Directions |
Your answer should be a single number: the count of lines that hold the word "React".

───

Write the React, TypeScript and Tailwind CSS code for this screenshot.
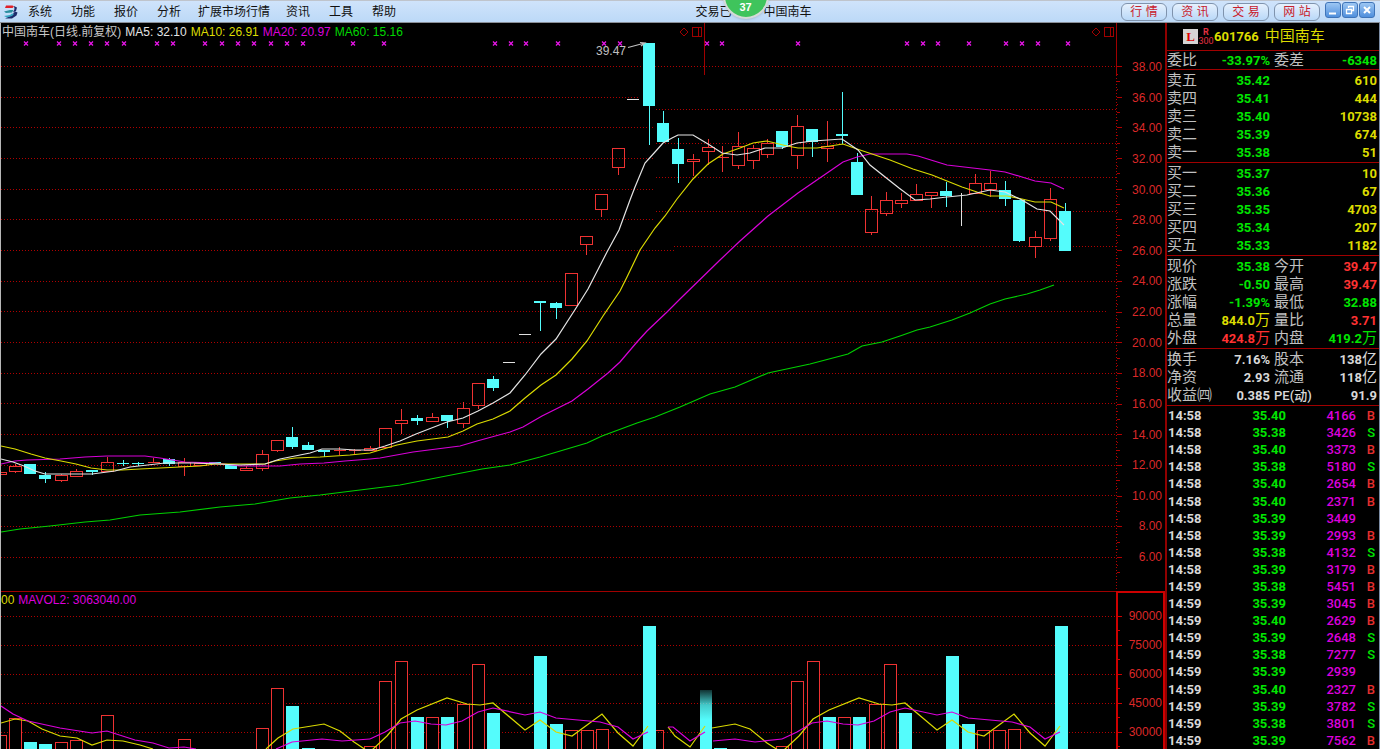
import React from 'react';

type Kind = 'up' | 'down' | 'flat';
// x centre, body top, body bottom, high, low
type Candle = [Kind, number, number, number, number, number];
type Bar = [Kind, number, number];

const SANS = "font-['Liberation_Sans','Noto_Sans_CJK_SC',sans-serif]";
const PANEL = "font-['Roboto','Noto_Sans_CJK_SC',sans-serif]";

const RED = '#ee3232';
const CYAN = '#54fcfc';
const GRID = '#b00000';

const candles: Candle[] = [
  ['up', 0, 472, 474, 472, 474],
  ['up', 15, 466, 471, 464, 473],
  ['down', 30, 464, 474, 464, 474],
  ['down', 45, 475, 479, 472, 483],
  ['up', 61, 475, 480, 474, 482],
  ['up', 76, 471, 476, 469, 476],
  ['down', 92, 470, 472, 470, 475],
  ['up', 107, 462, 471, 457, 471],
  ['down', 123, 463, 464, 460, 466],
  ['down', 138, 463, 464, 462, 466],
  ['up', 153, 462, 463, 458, 463],
  ['down', 169, 459, 464, 458, 466],
  ['up', 184, 462, 466, 458, 476],
  ['up', 200, 463, 465, 463, 465],
  ['down', 215, 462, 464, 462, 464],
  ['down', 231, 465, 469, 465, 469],
  ['up', 246, 468, 470, 466, 470],
  ['up', 262, 454, 468, 450, 471],
  ['up', 277, 440, 450, 440, 452],
  ['down', 292, 437, 447, 427, 449],
  ['down', 308, 445, 450, 442, 450],
  ['down', 324, 450, 452, 450, 457],
  ['up', 339, 450, 451, 447, 455],
  ['up', 354, 450, 451, 449, 454],
  ['up', 370, 448, 450, 446, 450],
  ['up', 385, 428, 447, 428, 447],
  ['up', 401, 420, 423, 409, 434],
  ['down', 417, 418, 421, 415, 425],
  ['up', 432, 417, 421, 413, 421],
  ['down', 447, 415, 421, 415, 428],
  ['up', 463, 408, 423, 402, 428],
  ['up', 478, 383, 405, 383, 409],
  ['down', 493, 379, 388, 376, 391],
  ['flat', 509, 362, 363, 362, 363],
  ['flat', 525, 334, 335, 334, 335],
  ['down', 540, 301, 303, 301, 331],
  ['down', 556, 303, 308, 302, 319],
  ['up', 571, 273, 305, 273, 305],
  ['up', 586, 236, 244, 236, 255],
  ['up', 601, 194, 209, 194, 217],
  ['up', 618, 148, 167, 148, 175],
  ['flat', 633, 99, 100, 99, 100],
  ['down', 649, 43, 106, 43, 145],
  ['down', 663, 123, 142, 111, 142],
  ['down', 678, 149, 164, 138, 183],
  ['up', 693, 159, 161, 154, 176],
  ['up', 708, 147, 151, 139, 165],
  ['up', 722, 157, 158, 146, 172],
  ['up', 738, 146, 165, 132, 169],
  ['up', 753, 148, 160, 145, 169],
  ['up', 767, 143, 154, 139, 158],
  ['down', 782, 131, 147, 131, 149],
  ['up', 797, 126, 155, 115, 169],
  ['down', 812, 129, 142, 129, 157],
  ['up', 827, 146, 148, 121, 162],
  ['down', 842, 134, 136, 92, 144],
  ['down', 857, 162, 195, 153, 195],
  ['up', 871, 209, 232, 196, 235],
  ['up', 886, 200, 213, 192, 216],
  ['up', 901, 200, 203, 193, 208],
  ['up', 916, 194, 200, 184, 200],
  ['up', 931, 192, 195, 192, 208],
  ['down', 946, 191, 196, 182, 207],
  ['flat', 961, 194, 195, 193, 226],
  ['up', 975, 183, 193, 174, 193],
  ['up', 990, 183, 189, 171, 197],
  ['down', 1005, 190, 199, 181, 206],
  ['down', 1019, 200, 241, 200, 242],
  ['up', 1035, 237, 246, 231, 258],
  ['up', 1050, 199, 238, 188, 241],
  ['down', 1065, 211, 251, 203, 251],
];

const ma5 =
  '1,459 13,462 24,466 35,471 45,474 80,474 92,474 115,471 130,467 165,463 195,463 240,465 265,464 280,459 310,453 322,449 340,449 355,450 372,450 385,446 400,441 416,434 447,422 463,418 478,411 493,403 510,393 525,375 541,354 556,339 578,305 588,289 607,252 619,230 630,200 635,187 645,163 655,152 663,143 672,138 678,135 693,135 708,144 722,153 737,155 750,153 765,148 782,148 797,143 813,141 842,139 858,150 870,165 899,188 915,200 930,199 947,197 967,195 990,190 1005,192 1022,200 1037,209 1050,211 1064,225';
const ma10 =
  '1,446 15,449 31,454 45,458 61,461 76,464 91,468 107,470 122,470 140,469 180,467 200,466 215,464 250,464 265,464 275,461 295,458 320,457 350,455 370,453 380,450 397,445 417,441 448,437 463,431 477,424 493,419 510,411 525,398 541,385 556,375 572,359 587,341 603,316 620,291 627,277 640,250 655,228 665,216 677,199 693,179 708,164 723,154 740,148 753,143 767,141 787,146 798,148 817,148 843,144 857,149 890,160 913,169 932,175 947,181 962,187 977,192 990,196 1007,196 1022,199 1035,202 1051,202 1064,208';
const ma20 =
  '1,464 15,461 27,460 60,459 85,457 107,456 145,456 160,458 185,462 215,463 240,466 280,466 300,464 324,463 345,461 370,459 380,458 413,452 460,446 477,441 510,432 523,427 542,416 572,401 588,389 608,373 620,362 637,342 647,331 667,312 680,299 720,260 740,241 768,216 798,193 830,171 843,162 857,157 870,154 907,154 918,156 947,165 990,170 1005,172 1022,177 1035,181 1051,183 1064,189';
const ma60 =
  '1,532 20,529 50,526 85,522 110,520 140,515 180,512 220,507 255,504 290,498 320,495 360,490 400,485 482,469 510,465 540,457 587,443 602,436 637,423 655,417 680,407 710,394 735,387 768,373 810,364 848,354 862,346 882,342 900,336 917,330 930,327 952,320 970,313 990,304 1005,299 1027,294 1040,290 1054,285';

const marks = [
  25, 58, 74, 90, 106, 123, 156, 172, 204, 221, 237, 253, 270, 286, 302, 352, 383, 494, 510, 525, 557, 603, 619,
  706, 721, 797, 906, 922, 937, 968, 1005, 1021, 1037, 1067,
];

// [y, from, to]
const gridLines: [number, number, number][] = [
  [66, 1, 1117], [97, 1, 640], [127, 1, 655], [158, 1, 655], [189, 1, 655], [219, 1, 655], [250, 1, 674],
  [109, 656, 1117], [143, 656, 1117], [177, 656, 1117], [211, 656, 1117], [246, 674, 1117],
  [281, 1, 1117], [311, 1, 1107], [342, 1, 1117], [373, 1, 1117], [403, 1, 1117], [434, 1, 1117],
  [465, 1, 1117], [495, 1, 1117], [526, 1, 1117], [557, 1, 1117],
];

const priceLabels = Array.from({ length: 17 }, (_, i) => (38 - i * 2).toFixed(2));
const priceTicks = Array.from({ length: 67 }, (_, i) => ({
  y: Math.round(66 + (i * 491) / 64),
  len: i % 4 === 0 ? 5 : i % 2 === 0 ? 3 : 1,
}));

const cycle: Bar[] = [
  ['up', 370, 746], ['up', 385, 681], ['up', 401, 661], ['down', 417, 717], ['up', 432, 717], ['down', 447, 717],
  ['up', 463, 704], ['up', 478, 664], ['down', 493, 713], ['down', 540, 656], ['down', 556, 724], ['up', 571, 730],
  ['up', 587, 730], ['up', 602, 729], ['down', 649, 626],
];
const bars: Bar[] = [
  ['up', 0, 735], ['up', 15, 718], ['down', 30, 742], ['down', 45, 744], ['up', 61, 742], ['up', 76, 740],
  ['up', 107, 715], ['up', 184, 739], ['up', 262, 728], ['up', 277, 688], ['down', 292, 706], ['down', 308, 748],
  ...cycle,
  ['down', 720, 748],
  ...cycle.map(([k, x, y]): Bar => [k, x + 412, y]),
];

const volFast: [number, number][] = [
  [372, 750], [387, 736], [401, 719], [417, 710], [447, 698], [467, 704], [480, 705], [493, 703], [525, 730],
  [540, 720], [556, 732], [572, 736], [602, 714], [618, 733], [633, 746], [648, 726],
];
const volSlow: [number, number][] = [
  [370, 739], [385, 732], [400, 723], [415, 721], [431, 724], [446, 725], [462, 721], [478, 712], [493, 708],
  [525, 715], [540, 712], [556, 718], [600, 722], [618, 727], [633, 739], [648, 732],
];
const toPoints = (pts: [number, number][], dx = 0) => pts.map(([x, y]) => `${x + dx},${y}`).join(' ');

interface Quote {
  label: string;
  price: string;
  qty: string;
}

const asks: Quote[] = [
  { label: '卖五', price: '35.42', qty: '610' },
  { label: '卖四', price: '35.41', qty: '444' },
  { label: '卖三', price: '35.40', qty: '10738' },
  { label: '卖二', price: '35.39', qty: '674' },
  { label: '卖一', price: '35.38', qty: '51' },
];
const bids: Quote[] = [
  { label: '买一', price: '35.37', qty: '10' },
  { label: '买二', price: '35.36', qty: '67' },
  { label: '买三', price: '35.35', qty: '4703' },
  { label: '买四', price: '35.34', qty: '207' },
  { label: '买五', price: '35.33', qty: '1182' },
];

const G = 'text-[#00e600]';
const R = 'text-[#ff3232]';
const Y = 'text-[#dcdc00]';
const W = 'text-[#d8d8d8]';

// label, value, unit, colour
type Cell = [string, string, string, string];

const ratio: [Cell, Cell][] = [[['委比', '-33.97%', '', G], ['委差', '-6348', '', G]]];
const stats: [Cell, Cell][] = [
  [['现价', '35.38', '', G], ['今开', '39.47', '', R]],
  [['涨跌', '-0.50', '', G], ['最高', '39.47', '', R]],
  [['涨幅', '-1.39%', '', G], ['最低', '32.88', '', G]],
  [['总量', '844.0', '万', Y], ['量比', '3.71', '', R]],
  [['外盘', '424.8', '万', R], ['内盘', '419.2', '万', G]],
];
const finance: [Cell, Cell][] = [
  [['换手', '7.16%', '', W], ['股本', '138', '亿', W]],
  [['净资', '2.93', '', W], ['流通', '118', '亿', W]],
  [['收益㈣', '0.385', '', W], ['PE(动)', '91.9', '', W]],
];

const trades: [string, string, string, string][] = [
  ['14:58', '35.40', '4166', 'B'],
  ['14:58', '35.38', '3426', 'S'],
  ['14:58', '35.40', '3373', 'B'],
  ['14:58', '35.38', '5180', 'S'],
  ['14:58', '35.40', '2654', 'B'],
  ['14:58', '35.40', '2371', 'B'],
  ['14:58', '35.39', '3449', ''],
  ['14:58', '35.39', '2993', 'B'],
  ['14:58', '35.38', '4132', 'S'],
  ['14:58', '35.39', '3179', 'B'],
  ['14:59', '35.38', '5451', 'B'],
  ['14:59', '35.39', '3045', 'B'],
  ['14:59', '35.40', '2629', 'B'],
  ['14:59', '35.39', '2648', 'S'],
  ['14:59', '35.38', '7277', 'S'],
  ['14:59', '35.39', '2939', ''],
  ['14:59', '35.40', '2327', 'B'],
  ['14:59', '35.39', '3782', 'S'],
  ['14:59', '35.38', '3801', 'S'],
  ['14:59', '35.39', '7562', 'B'],
];

const Logo = () => (
  <svg viewBox="0 0 16 16" className="w-4 h-4 shrink-0" aria-hidden="true">
    <path d="M3 1.500h6.500l1.500 1-1.500 1.500H2z" fill="#e0202a" />
    <path d="M11 2l3 1.500-1 3.500-3 1.500L11.500 5z" fill="#1d2b6b" />
    <path d="M1 7.500l6-1.500h3.500L9 8.500 3 9z" fill="#2b8f9e" />
    <path d="M12 7.500l2.500 1-1 3-4.500 3H2l7-3.500z" fill="#1d2b6b" />
    <path d="M1 12l6-1 2-1.500 2 0.500-2 2-5 1.500z" fill="#35a5c0" />
  </svg>
);

const Header = () => {
  const menus = ['系统', '功能', '报价', '分析'];
  const menus2 = ['资讯', '工具', '帮助'];
  return (
    <header className="relative flex items-center h-[23px] shrink-0 border-t border-[#bfc4cc] border-b border-b-[#8a8f98] bg-gradient-to-b from-[#cfe3fb] to-[#bcd9f7] text-xs text-[#111]">
      <nav className="flex items-center pl-[3px]">
        <Logo />
        {menus.map(m => (
          <button key={m} type="button" className="pl-[9px] pr-[10px]">{m}</button>
        ))}
        <button type="button" className="px-[7px]">扩展市场行情</button>
        {menus2.map(m => (
          <button key={m} type="button" className="pl-[9px] pr-[10px]">{m}</button>
        ))}
      </nav>
      <div className="flex-1 flex justify-center pr-5">
        <div className="relative flex justify-between w-[116px]">
          <span>交易已</span>
          <span>中国南车</span>
          <div className="absolute left-[27px] -top-[31px] flex items-end justify-center w-[46px] h-[46px] pb-[2px] rounded-full border-2 border-[#d5dad8] bg-[#3fc45c] shadow text-[11px] font-bold text-white">
            37
          </div>
        </div>
      </div>
      <div className="flex items-center gap-[5px] pr-[5px]">
        {['行 情', '资 讯', '交 易', '网 站'].map(b => (
          <button
            key={b}
            type="button"
            className="w-[46px] h-[18px] leading-4 rounded-md border border-[#7f93ad] bg-gradient-to-b from-[#e6f1fd] to-[#b9d8f8] text-[#c8202c]"
          >
            {b}
          </button>
        ))}
        <div className="flex gap-px">
          {['min', 'restore', 'close'].map(b => (
            <button
              key={b}
              type="button"
              aria-label={b}
              className="w-4 h-4 mb-1 rounded-[3px] border border-[#3f74b8] bg-gradient-to-b from-[#9cc6f3] to-[#4f8fdc]"
            >
              <svg viewBox="0 0 14 14" className="w-full h-full" fill="none" stroke="#fff">
                {b === 'min' && <path d="M3 10.500h7" strokeWidth="2" />}
                {b === 'restore' && <path d="M5.500 5V3.500h5v4H9M3.500 6.500h5v4h-5z" strokeWidth="1.300" />}
                {b === 'close' && <path d="M4 4l6 6M10 4l-6 6" strokeWidth="2" />}
              </svg>
            </button>
          ))}
        </div>
      </div>
    </header>
  );
};

const CandleShape = ({ c }: { c: Candle }) => {
  const [kind, x, top, bottom, high, low] = c;
  if (kind === 'up') {
    return (
      <g stroke={RED} fill="none">
        <path d={`M${x + 0.5} ${high}V${top}M${x + 0.5} ${bottom}V${low}`} />
        {bottom - top < 2 ? (
          <path d={`M${x - 5} ${top + 0.5}h12M${x + 0.5} ${high}V${low}`} />
        ) : (
          <rect x={x - 5.5} y={top + 0.5} width="12" height={bottom - top} />
        )}
      </g>
    );
  }
  const color = kind === 'down' ? CYAN : '#e0e0e0';
  const onlyWick = kind === 'flat' && low - high > 2;
  return (
    <g fill={color}>
      <rect x={x} y={high} width="1" height={low - high} />
      {!onlyWick && <rect x={x - 6} y={top} width="12" height={bottom - top} />}
    </g>
  );
};

const PriceChart = () => (
  <section className="relative flex flex-1 min-h-0">
    <svg
      viewBox="1 23 1123 568"
      preserveAspectRatio="none"
      shapeRendering="crispEdges"
      className="flex-1 min-w-0 h-full"
      role="img"
      aria-label="日线"
    >
      {gridLines.map(([y, from, to]) => (
        <path key={`${y}-${from}`} d={`M${from} ${y + 0.5}H${to}`} stroke={GRID} strokeDasharray="1 2" />
      ))}
      <path d="M1116.500 75V591" stroke={GRID} strokeDasharray="1 2" />
      {priceTicks.map(t => (
        <path key={t.y} d={`M1117 ${t.y + 0.5}h${t.len}`} stroke={GRID} />
      ))}
      <path d="M704.500 23V75M1116.500 23V75" stroke="#a00000" fill="none" />
      {[684, 1096].map(x => (
        <g key={x} stroke="#a00000" fill="none">
          <path d={`M${x} 28l4 4-4 4-4-4z`} shapeRendering="auto" />
          <path d={`M${x + 8.5} 27.500h9v9h-9zM${x + 14.5} 27v9`} />
        </g>
      ))}
      {marks.map(x => (
        <path key={x} d={`M${x - 1} 41.500l4 4m0-4l-4 4`} stroke="#e815e8" strokeWidth="1.300" shapeRendering="auto" />
      ))}
      {candles.map(c => (
        <CandleShape key={c[1]} c={c} />
      ))}
      <g fill="none" shapeRendering="auto" strokeWidth="1.200">
        <polyline points={ma60} stroke="#00d000" />
        <polyline points={ma20} stroke="#d800d8" />
        <polyline points={ma10} stroke="#dada00" />
        <polyline points={ma5} stroke="#e4e4e4" />
        <path d="M628 47.500L643 43.500M640 42.500l5 0.500-4 3" stroke="#c0c0c0" />
      </g>
      <text x="596" y="55" fontSize="12" fill="#c0c0c0" className={SANS}>39.47</text>
    </svg>
    <div className="absolute left-px top-0 flex gap-1 text-xs leading-[18px] whitespace-nowrap">
      <span className="text-[#c8c8c8]">中国南车(日线.前复权)</span>
      <span className="text-[#e4e4e4]">MA5: 32.10</span>
      <span className="text-[#dcdc00]">MA10: 26.91</span>
      <span className="text-[#dc00dc]">MA20: 20.97</span>
      <span className="text-[#00d800]">MA60: 15.16</span>
    </div>
    <div className="flex flex-col justify-between w-[41px] pt-9 pb-[26px] pr-[3px] text-right text-xs leading-4 text-[#dc2828]">
      {priceLabels.map(p => (
        <span key={p}>{p}</span>
      ))}
    </div>
  </section>
);

const VolumeChart = () => (
  <section className="relative flex h-[158px] shrink-0">
    <svg
      viewBox="1 591 1123 158"
      preserveAspectRatio="none"
      shapeRendering="crispEdges"
      className="flex-1 min-w-0 h-full"
      role="img"
      aria-label="成交量"
    >
      <defs>
        <linearGradient id="fade" x1="0" y1="0" x2="0" y2="1">
          <stop offset="0" stopColor={CYAN} stopOpacity="0.2" />
          <stop offset="0.25" stopColor={CYAN} stopOpacity="0.8" />
          <stop offset="0.5" stopColor={CYAN} />
        </linearGradient>
      </defs>
      <path d="M1 591.500H1116" stroke="#a00000" />
      {[616, 645, 674, 703, 732].map(y => (
        <g key={y}>
          <path d={`M1 ${y + 0.5}H1116`} stroke={GRID} strokeDasharray="1 2" />
          <path d={`M1117 ${y + 0.5}h5M1117 ${y + 14.5}h3`} stroke="#cc0000" />
        </g>
      ))}
      <path d="M1117 749V592H1124" stroke="#cc0000" strokeWidth="2" fill="none" />
      {bars.map(([kind, x, y]) =>
        kind === 'up' ? (
          <rect key={x} x={x - 5.5} y={y + 0.5} width="12" height={760 - y} fill="#000" stroke={RED} />
        ) : (
          <rect key={x} x={x - 6} y={y} width="13" height={760 - y} fill={CYAN} />
        ),
      )}
      <path d="M656 730.500H663.500V749" stroke={RED} fill="none" />
      <rect x="700" y="690" width="12" height="60" fill="url(#fade)" />
      <g fill="none" shapeRendering="auto" strokeWidth="1.200">
        <g stroke="#dada00">
          <polyline points="1,723 15,719 28,721 42,729 60,736 77,738 92,745 107,740 123,741 140,745 153,749" />
          <polyline points="266,749 278,738 293,729 324,724 340,731 354,742 366,750" />
          <polyline points={toPoints(volFast)} />
          <polyline points="668,727 675,736 690,747 705,726" />
          <polyline points="712,728 735,724 750,729 767,743 778,750" />
          <polyline points={toPoints(volFast, 412)} />
        </g>
        <g stroke="#dc00dc">
          <polyline points="1,706 13,714 28,721 60,728 92,733 107,731 135,740 153,743 169,748 184,747 196,749" />
          <polyline points="276,749 292,742 322,739 342,741 370,739" />
          <polyline points={toPoints(volSlow)} />
          <polyline points="668,727 673,727 690,741 705,732" />
          <polyline points="713,741 735,739 755,742 782,739" />
          <polyline points={toPoints(volSlow, 412)} />
        </g>
      </g>
    </svg>
    <div className="absolute left-0 top-0 flex gap-1 text-xs leading-[18px]">
      <span className="text-[#dcdc00]">00</span>
      <span className="text-[#dc00dc]">MAVOL2: 3063040.00</span>
    </div>
    <div className="flex flex-col w-[41px] pt-[9px] pr-px border-t-2 border-r-2 border-[#cc0000] text-right text-xs leading-[29px] text-[#dc2828]">
      {['90000', '75000', '60000', '45000', '30000'].map(v => (
        <span key={v}>{v}</span>
      ))}
    </div>
  </section>
);

const QuoteTable = ({ rows }: { rows: Quote[] }) => (
  <table className="w-full table-fixed border-collapse">
    <tbody>
      {rows.map(q => (
        <tr key={q.label} className="h-[18px]">
          <th scope="row" className="w-[48px] p-0 text-left text-[15px] font-normal text-[#c0c0c0]">{q.label}</th>
          <td className="w-[55px] p-0 text-right font-bold text-[#00e600]">{q.price}</td>
          <td className="p-0 text-right font-bold text-[#dcdc00]">{q.qty}</td>
        </tr>
      ))}
    </tbody>
  </table>
);

const StatTable = ({ rows }: { rows: [Cell, Cell][] }) => (
  <table className="w-full table-fixed border-collapse">
    <colgroup>
      <col className="w-[48px]" />
      <col className="w-[55px]" />
      <col className="w-[46px]" />
      <col />
    </colgroup>
    <tbody>
      {rows.map(row => (
        <tr key={row[0][0]} className="h-[18px]">
          {row.map(([label, value, unit, color], i) => (
            <React.Fragment key={label}>
              <th
                scope="row"
                className={`p-0 text-left whitespace-nowrap ${i ? 'pl-1' : ''} ${
                  label.startsWith('PE')
                    ? 'text-[13px] font-medium text-[#d8d8d8]'
                    : 'text-[15px] font-normal text-[#c0c0c0]'
                }`}
              >
                {label}
              </th>
              <td className={`p-0 text-right font-bold whitespace-nowrap ${color}`}>
                {value}
                {unit && <span className="text-[15px] font-normal">{unit}</span>}
              </td>
            </React.Fragment>
          ))}
        </tr>
      ))}
    </tbody>
  </table>
);

const SidePanel = () => (
  <aside
    className={`flex flex-col w-[215px] shrink-0 border-l-2 border-[#900000] border-r border-r-[#7c8ca4] text-[13px] leading-[17px] ${PANEL}`}
  >
    <div className="flex items-center h-[28px] pl-4 pr-[2px] border-b border-[#a00000] text-[#dcdc00]">
      <span className="w-[15px] h-[15px] bg-[#d4d4d4] text-center font-bold leading-[15px] text-[#e00000] font-['Liberation_Serif',serif]">
        L
      </span>
      <span className="flex flex-col items-center w-4 text-[9px] leading-[9px] text-[#e03040]">
        <b>R</b>
        <span>300</span>
      </span>
      <b className="text-[13px]">601766</b>
      <h1 className="ml-[6px] text-[15px]">中国南车</h1>
    </div>
    <div className="pr-[2px] border-b border-[#a00000]"><StatTable rows={ratio} /></div>
    <div className="pt-px pr-[2px] pb-px border-b border-[#a00000]"><QuoteTable rows={asks} /></div>
    <div className="pt-px pr-[2px] pb-px border-b border-[#a00000]"><QuoteTable rows={bids} /></div>
    <div className="pt-px pr-[2px] pb-px border-b border-[#a00000]"><StatTable rows={stats} /></div>
    <div className="pt-px pr-[2px] pb-px border-b border-[#a00000]"><StatTable rows={finance} /></div>
    <div className="flex-1 min-h-0 pt-px overflow-hidden">
      <table className="w-full h-full table-fixed border-collapse font-bold">
        <tbody>
          {trades.map(([time, price, vol, flag], i) => (
            <tr key={i}>
              <td className="w-[48px] p-0 pl-px text-[#d8d8d8]">{time}</td>
              <td className="w-[71px] p-0 text-right text-[#00e600]">{price}</td>
              <td className="w-[70px] p-0 text-right font-medium text-[#dc00dc]">{vol}</td>
              <td className={`p-0 pr-1 text-right font-medium ${flag === 'B' ? 'text-[#e62e2e]' : 'text-[#00e600]'}`}>
                {flag}
              </td>
            </tr>
          ))}
        </tbody>
      </table>
    </div>
  </aside>
);

export default function App() {
  return (
    <div className={`flex flex-col h-screen overflow-hidden bg-black ${SANS}`}>
      <Header />
      <main className="flex flex-1 min-h-0">
        <div className="flex flex-col flex-1 min-w-0 border-l border-[#b8b8b8]">
          <PriceChart />
          <VolumeChart />
        </div>
        <SidePanel />
      </main>
    </div>
  );
}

───

Response below |
4